Condenação de Bolsonaro não para a extrema direita. Por Moisés Mendes

Atualizado em 1 de setembro de 2025 às 23:45
O ex-presidente Jair Bolsonaro (PL) de cabeça baixa, sério
O ex-presidente Jair Bolsonaro (PL) – Reprodução

Começa agora, antes mesmo da condenação de Bolsonaro e de seus comandados do núcleo golpista, a próxima etapa do roteiro que vai sendo ajustado às circunstâncias pelo fascismo, mesmo que aos trancos e barrancos.

E o que vem aí, quando se completam sete anos de cerco da extrema direita, pode ser mais fascismo e em estágio mais avançado. Porque se intensifica agora a obra de reconstrução do bolsonarismo sem Bolsonaro.

Mesmo que as esquerdas tentem negar, a base política que sustenta essa gente é mais forte do que o lastro político a serviço da democracia. Tem mais representação parlamentar, mais potencial de votos e mais engajamento orgânico.

O cenário só não é pior pela bravura de Alexandre de Moraes, muito mais do que do Supremo. O fascismo tem perspectiva de poder que a esquerda acha que tem, porque sonega a si mesma a verdade de que só continua viva por causa de Lula.

Eles poderão existir sem Bolsonaro e até fortalecer e renovar retórica e ação. Poderão preparar uma situação em que, por imitação do que Trump fez, consigam retornar ainda mais cruéis, violentos, odientos e efetivos.

E nós? Nós temos Lula e Moraes, mas não temos mais a vitalidade da universidade, dos professores, dos estudantes, dos sindicatos e das comunidades organizadas nas periferias.

Numa das poucas intervenções com algum fundamento sobre a situação brasileira, no Roda Viva, no mês passado, Steven Levitsky, o teórico do fim das democracias, disse que um problema sério do Brasil é o déficit de intervenção da sociedade organizada nas decisões políticas.

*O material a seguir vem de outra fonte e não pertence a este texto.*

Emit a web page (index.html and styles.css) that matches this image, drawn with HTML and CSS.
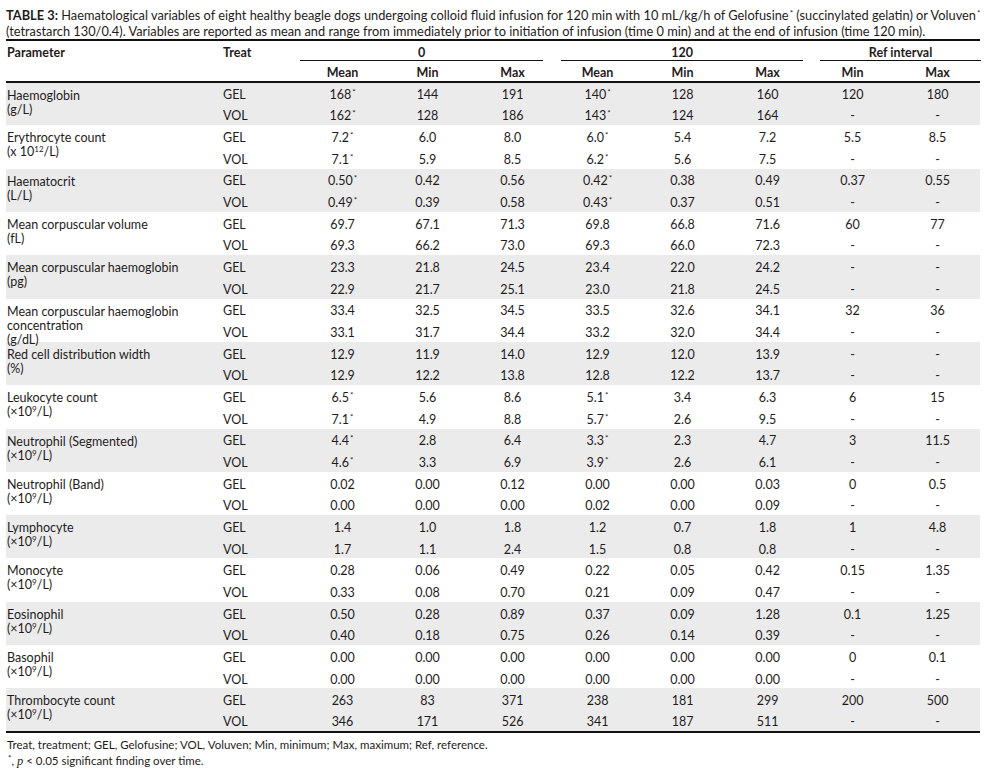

Levitsky disse obviedades e chutou meia dúzia de bolas fora sobre o Brasil, mas alertou que as forças da política formal, de governo ou de representação legislativa, não conseguem enfrentar sozinhas os que conspiram contra a democracia.

Steven R. Levitsky, autor do best-seller ”Como as democracias morrem”. Foto: Jon Chase/Harvard Staff

Esse é o déficit do Brasil desde o golpe contra Dilma. E a extrema direita sabe explorá-lo. As expectativas de resistência política e de poder das esquerdas dependem de Lula, como já dependeram da imposição de Moraes na condução da eleição e dependem agora no cerco aos golpistas.

As expectativas da direita contam com a força eleitoral de uma base parlamentar que só cresce, com o poder econômico urbano e do agro, com as igrejas, as milícias, com a Faria Lima, o PCC, parte da grande mídia e, se conseguirem se fortalecer de novo, com os militares.

Outra obviedade, essa dita pelo jurista Miguel Reale Júnior, em entrevista à Folha, informa que a anistia é o suporte para o projeto de impunidade do bolsonarismo e da preparação para que o golpismo prepare a sua volta.

Acenar com a anistia para Bolsonaro, como faz Tarcísio de Freitas, é transmitir confiança aos seus. O extremista moderado está dizendo que não teme prometer a anulação da condenação de Bolsonaro, se eleito presidente, por entender que a extrema direita está forte o suficiente para lidar com os riscos desse gesto.

Tarcísio mostra que erraram todos os que previram, depois da derrota na eleição e do fracasso do golpe, uma direita alquebrada, que levaria um bom tempo para se recuperar.

O fascismo não está nem um pouco desconfortável com a condenação de Bolsonaro, porque seus projetos, mesmo com divisões internas, independem da sobrevida ou da morte política do líder. E o melhor talvez seja vê-lo bem morto.